Do not mirror them. Climb to the top of your lighthouse and look down on their situation from a different point of view. Gain a better perspective.
Then, deflect their emotion and even match their intensity but with your focus on the issue, not on the person.
For example, a purposeful response could be:
“I can see you are angry but I am just the messenger. All clients have the cost price increase, as set out by our CFO. It will happen on the date.. but work with me and let's see if we can find a solution”
“I understand that this is frustrating. Let ‘s not let our feelings cloud us from the real issue. Let’s refocus on the problem.”
Hold up the mirror..
Tell them you understand their feelings but also tell them to not waste energy away from solving the issue..
You’re not pretending their anger doesn’t exist; you’re simply choosing not to engage with it.
Be careful though, this approach can be patronising and therefore annoying but as long as you continue with point one above (warm on people but tough on issues) and remain purposeful, anchored on resolving that issue, then you’ll be demonstrating a level of control that is powerful which can help steer them away from personal attacks.
3. Maintain Your Boundaries and Use The Power of ‘Let’s’
The final key in staying warm on people yet tough on the issues is knowing where your boundaries are and enforcing them.
When things get heated, remind them, and yourself, that while it’s easy to feel personally attacked, you’re both here for a reason, to negotiate a solution.
Remember you need to firstly appreciate that you are in conflict.. And that is OK. It is through conflict that we find solutions.
Politely, yet firmly, point out that personal attacks aren’t helpful, are disrespectful and only delay the inevitable.
Say something like; “attacking me will not solve the problem. Let's attack the problem together”..
Step into the conflict. Stand your ground.
They will respect that.
Additionally and you know I like to give you Weekly Walkawayers some secret sauce; take a look at the word ‘Let’s’...
‘Let’s’ is an innocent word but with mighty power.
Let us…
Using it subtly shifts the mindset from compete to cooperate..
From “me versus you” to “us versus the problem.”
Use ‘let’s’ to frame things as an invitation for them to work with not against you.
Phrases like;
“Let’s focus on finding a solution”..
“Let’s figure out what we need to move forward”..
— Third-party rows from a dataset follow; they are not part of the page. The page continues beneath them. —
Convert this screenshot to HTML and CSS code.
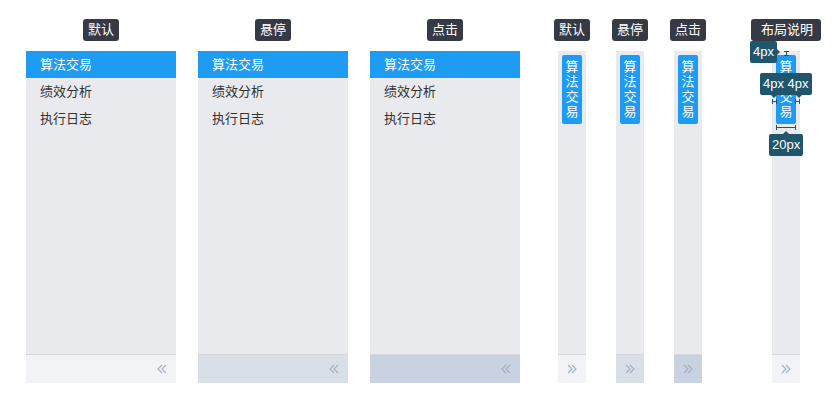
FILE: index.html
```html
<!DOCTYPE html>
<html lang="zh-CN">

<head>
    <meta charset="UTF-8">
    <title>侧边菜单状态</title>
    <link rel="stylesheet" href="styles.css">
</head>

<body>
    <div class="board">
        <!-- expanded menus -->
        <div class="col">
            <span class="tag">默认</span>
            <div class="menu">
                <ul class="menu-list">
                    <li class="menu-item is-active">算法交易</li>
                    <li class="menu-item">绩效分析</li>
                    <li class="menu-item">执行日志</li>
                </ul>
                <div class="menu-foot">
                    <svg class="fold-icon" width="10" height="10" viewBox="0 0 10 10"><path d="M5 1L1 5L5 9M9 1L5 5L9 9"/></svg>
                </div>
            </div>
        </div>
        <div class="col">
            <span class="tag">悬停</span>
            <div class="menu">
                <ul class="menu-list">
                    <li class="menu-item is-active">算法交易</li>
                    <li class="menu-item">绩效分析</li>
                    <li class="menu-item">执行日志</li>
                </ul>
                <div class="menu-foot is-hover">
                    <svg class="fold-icon" width="10" height="10" viewBox="0 0 10 10"><path d="M5 1L1 5L5 9M9 1L5 5L9 9"/></svg>
                </div>
            </div>
        </div>
        <div class="col">
            <span class="tag">点击</span>
            <div class="menu">
                <ul class="menu-list">
                    <li class="menu-item is-active">算法交易</li>
                    <li class="menu-item">绩效分析</li>
                    <li class="menu-item">执行日志</li>
                </ul>
                <div class="menu-foot is-pressed">
                    <svg class="fold-icon" width="10" height="10" viewBox="0 0 10 10"><path d="M5 1L1 5L5 9M9 1L5 5L9 9"/></svg>
                </div>
            </div>
        </div>

        <!-- collapsed menus -->
        <div class="mini-group">
            <div class="col col--mini">
                <span class="tag">默认</span>
                <div class="menu menu--mini">
                    <ul class="menu-list">
                        <li class="menu-item is-active">算法交易</li>
                    </ul>
                    <div class="menu-foot">
                        <svg class="fold-icon" width="10" height="10" viewBox="0 0 10 10"><path d="M1 1L5 5L1 9M5 1L9 5L5 9"/></svg>
                    </div>
                </div>
            </div>
            <div class="col col--mini">
                <span class="tag">悬停</span>
                <div class="menu menu--mini">
                    <ul class="menu-list">
                        <li class="menu-item is-active">算法交易</li>
                    </ul>
                    <div class="menu-foot is-hover">
                        <svg class="fold-icon" width="10" height="10" viewBox="0 0 10 10"><path d="M1 1L5 5L1 9M5 1L9 5L5 9"/></svg>
                    </div>
                </div>
            </div>
            <div class="col col--mini">
                <span class="tag">点击</span>
                <div class="menu menu--mini">
                    <ul class="menu-list">
                        <li class="menu-item is-active">算法交易</li>
                    </ul>
                    <div class="menu-foot is-pressed">
                        <svg class="fold-icon" width="10" height="10" viewBox="0 0 10 10"><path d="M1 1L5 5L1 9M5 1L9 5L5 9"/></svg>
                    </div>
                </div>
            </div>
        </div>

        <!-- layout spec -->
        <div class="col col--mini col-spec">
            <span class="tag tag--wide">布局说明</span>
            <div class="menu menu--mini">
                <ul class="menu-list">
                    <li class="menu-item is-active">算法交易</li>
                </ul>
                <div class="menu-foot">
                    <svg class="fold-icon" width="10" height="10" viewBox="0 0 10 10"><path d="M1 1L5 5L1 9M5 1L9 5L5 9"/></svg>
                </div>

                <span class="gauge gauge--v gauge-top"></span>
                <span class="gauge gauge--h gauge-left"></span>
                <span class="gauge gauge--h gauge-right"></span>
                <span class="gauge gauge--h gauge-width"></span>

                <span class="tip tip-top">4px</span>
                <span class="tip tip-side">4px 4px</span>
                <span class="tip tip-width">20px</span>
            </div>
        </div>
    </div>
</body>

</html>
```

FILE: styles.css
```css
* {
    margin: 0;
    padding: 0;
    box-sizing: border-box;
}

body {
    background: #fff;
    font-family: 'Liberation Sans', 'Noto Sans CJK SC', sans-serif;
    font-size: 13px;
    color: #333;
}

/* Row of samples */
.board {
    display: flex;
    gap: 22px;
    padding: 19px 0 0 26px;
}

.mini-group {
    display: flex;
    gap: 30px;
    margin-left: 16px;
}

.col {
    display: flex;
    flex-direction: column;
    align-items: center;
    gap: 10px;
}

/* collapsed columns are as narrow as the menu, the label hangs over */
.col--mini {
    width: 28px;
}

.col-spec {
    margin-left: 48px;
}

/* State label */
.tag {
    flex: none;
    display: inline-block;
    height: 22px;
    line-height: 22px;
    padding: 0 5px;
    border-radius: 3px;
    background: #353a45;
    color: #fff;
    white-space: nowrap;
}

.tag--wide {
    padding: 0 8px 0 10px;
}

/* Side menu */
.menu {
    position: relative;
    display: flex;
    flex-direction: column;
    width: 150px;
    height: 332px;
    background: #e9eaee;
}

.menu-list {
    flex: 1;
    list-style: none;
}

.menu-item {
    height: 27px;
    line-height: 27px;
    padding-left: 14px;
    color: #333;
}

.menu-item.is-active {
    background: #1e9bf2;
    color: #fff;
}

.menu-foot {
    display: flex;
    align-items: center;
    justify-content: flex-end;
    height: 29px;
    padding-right: 9px;
    border-top: 1px solid #d6d8dc;
    background: #f2f3f7;
}

.menu-foot.is-hover {
    background: #d8dfe7;
}

.menu-foot.is-pressed {
    background: #c8d2e0;
}

.fold-icon path {
    fill: none;
    stroke: #a2b0c4;
    stroke-width: 1.1;
}

/* Collapsed variant */
.menu--mini {
    width: 28px;
}

.menu--mini .menu-list {
    padding: 4px;
}

.menu--mini .menu-item {
    width: 20px;
    height: auto;
    padding: 4px 0 5px;
    line-height: 15px;
    text-align: center;
    border-radius: 2px;
}

.menu--mini .menu-foot {
    justify-content: center;
    padding-right: 0;
}

/* Spec annotations */
.gauge {
    position: absolute;
    border-color: #1f566e;
    border-style: solid;
    border-width: 0;
}

.gauge--v {
    width: 5px;
    border-top-width: 1px;
    border-bottom-width: 1px;
}

.gauge--v::after {
    content: '';
    position: absolute;
    left: 2px;
    top: 0;
    bottom: 0;
    border-left: 1px solid #1f566e;
}

.gauge--h {
    height: 5px;
    border-left-width: 1px;
    border-right-width: 1px;
}

.gauge--h::after {
    content: '';
    position: absolute;
    left: 0;
    right: 0;
    top: 2px;
    border-top: 1px solid #1f566e;
}

.gauge-top {
    left: 12px;
    top: 0;
    height: 5px;
}

.gauge-left {
    left: 0;
    top: 48px;
    width: 5px;
}

.gauge-right {
    left: 23px;
    top: 48px;
    width: 5px;
}

.gauge-width {
    left: 4px;
    top: 74px;
    width: 20px;
}

.tip {
    position: absolute;
    height: 22px;
    line-height: 22px;
    padding: 0 3px;
    border-radius: 2px;
    background: #1f566e;
    color: #fff;
    white-space: nowrap;
}

.tip::before,
.tip::after {
    content: '';
    position: absolute;
    border: 4px solid transparent;
}

.tip-top {
    left: -22px;
    top: -10px;
}

.tip-top::before {
    right: -7px;
    top: 7px;
    border-left-color: #1f566e;
}

.tip-top::after {
    display: none;
}

.tip-side {
    left: -12px;
    top: 22px;
}

.tip-side::before {
    left: 10px;
    bottom: -7px;
    border-top-color: #1f566e;
}

.tip-side::after {
    left: 35px;
    bottom: -7px;
    border-top-color: #1f566e;
}

.tip-width {
    left: -3px;
    top: 83px;
}

.tip-width::before {
    left: 13px;
    top: -7px;
    border-bottom-color: #1f566e;
}

.tip-width::after {
    display: none;
}
```
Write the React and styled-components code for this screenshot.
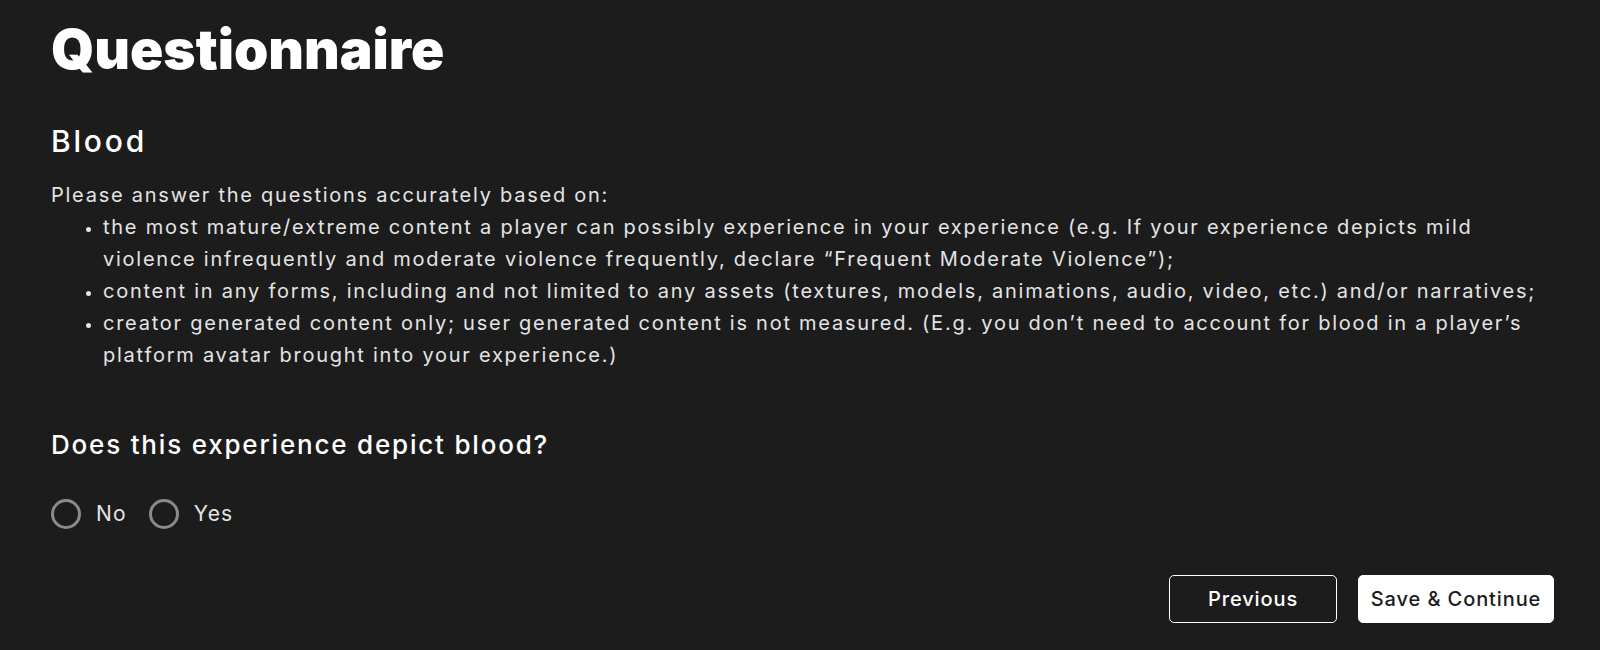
import React from 'react';
import styled, { createGlobalStyle } from 'styled-components';

const GlobalStyle = createGlobalStyle`
  html, body {
    margin: 0;
    padding: 0;
    background: #1c1c1c;
  }
  body {
    font-family: Inter, "Noto Sans", "Liberation Sans", sans-serif;
    color: #fff;
  }
`

const Page = styled.div`
  width: 1600px;
  height: 650px;
  box-sizing: border-box;
  padding: 22px 46px 0 51px;
  background: #1c1c1c;
  display: flex;
  flex-direction: column;
`

const Title = styled.h1`
  margin: 0;
  font-size: 55px;
  line-height: 55px;
  font-weight: 900;
  letter-spacing: 0;
  color: #fff;
`

const SectionTitle = styled.h2`
  margin: 46px 0 0;
  font-size: 30px;
  line-height: 36px;
  font-weight: 500;
  letter-spacing: 2.8px;
  color: #fff;
`

const Intro = styled.div`
  margin-top: 20px;
  font-size: 20px;
  line-height: 32px;
  font-weight: 400;
  letter-spacing: 1.75px;
  color: #e4e4e4;
`

const Lead = styled.p`
  margin: 0;
`

const Bullets = styled.ul`
  margin: 0;
  padding-left: 52px;
  list-style: disc;

  li::marker {
    font-size: 16px;
  }
`

const Question = styled.h3`
  margin: 58px 0 0;
  font-size: 26px;
  line-height: 32px;
  font-weight: 500;
  letter-spacing: 1.8px;
  color: #fff;
`

const Options = styled.div`
  margin-top: 37px;
  display: flex;
  align-items: center;
  gap: 22px;
`

const Option = styled.label`
  display: flex;
  align-items: center;
  gap: 15px;
  font-size: 21px;
  line-height: 32px;
  letter-spacing: 1.2px;
  color: #e4e4e4;
  cursor: pointer;
`

const RadioCircle = styled.span`
  width: 30px;
  height: 30px;
  box-sizing: border-box;
  border-radius: 50%;
  border: 3px solid #8a8a8a;
`

const Actions = styled.div`
  margin-top: 45px;
  display: flex;
  justify-content: flex-end;
  gap: 21px;
`

const Button = styled.button`
  height: 48px;
  box-sizing: border-box;
  border-radius: 5px;
  font-family: inherit;
  font-size: 20px;
  font-weight: 500;
  letter-spacing: 0.9px;
  cursor: pointer;
  border: 1.5px solid #fff;
  background: ${(p) => (p.$primary ? '#fff' : 'transparent')};
  color: ${(p) => (p.$primary ? '#1c1c1c' : '#fff')};
  width: ${(p) => (p.$primary ? '196px' : '168px')};
`

const App = () => {
  return (
    <>
      <GlobalStyle />
      <Page>
        <Title>Questionnaire</Title>
        <SectionTitle>Blood</SectionTitle>
        <Intro>
          <Lead>Please answer the questions accurately based on:</Lead>
          <Bullets>
            <li>
              the most mature/extreme content a player can possibly experience in your experience (e.g. If your
              experience depicts mild violence infrequently and moderate violence frequently, declare “Frequent
              Moderate Violence”);
            </li>
            <li>
              content in any forms, including and not limited to any assets (textures, models, animations, audio,
              video, etc.) and/or narratives;
            </li>
            <li>
              creator generated content only; user generated content is not measured. (E.g. you don’t need to
              account for blood in a player’s platform avatar brought into your experience.)
            </li>
          </Bullets>
        </Intro>
        <Question>Does this experience depict blood?</Question>
        <Options>
          <Option>
            <RadioCircle />
            No
          </Option>
          <Option>
            <RadioCircle />
            Yes
          </Option>
        </Options>
        <Actions>
          <Button>Previous</Button>
          <Button $primary>Save &amp; Continue</Button>
        </Actions>
      </Page>
    </>
  );
};

export default App;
“Let’s work through this together”..
‘Let us’ dissolves tension faster than an after game beer or after work G&T.
This isn’t just a hug a unicorn tactic.. it’s a power move.
When you emphasise cooperation over competition it becomes harder for your counterpart to paint you as the.. well.. villain.
It forces them to acknowledge that you’re part of the solution, not the problem.. even if they’re rattling their cage and smashing their chest trying to make you feel like the opposition.
Conclusion: Walk into the Storm, Don’t Dodge It
Conflict is unavoidable.. It's part of the deal-making terrain.
And as much as we’d all love to sidestep it, your job is to step in.
So, when the shouting begins and accusations start flying, remember this:
Be warm on people, but tough on issues.
The more you focus on the problem rather than getting sucked into the drama, the more you'll find yourself directing the negotiation, not reacting to it.
By standing firm and keeping things cooperative, you’re more than just a dealmaker, you're a professional collaborator.
So, Walkawayers, the next time you’re faced with conflict, don’t dodge it; embrace it. Step in, keep that calm tone, and bring the focus back to solving the problem.
You’re not just navigating the noise; you’re setting the tone. And when they finally mirror your calm, you'll know who really controlled the conversation all along.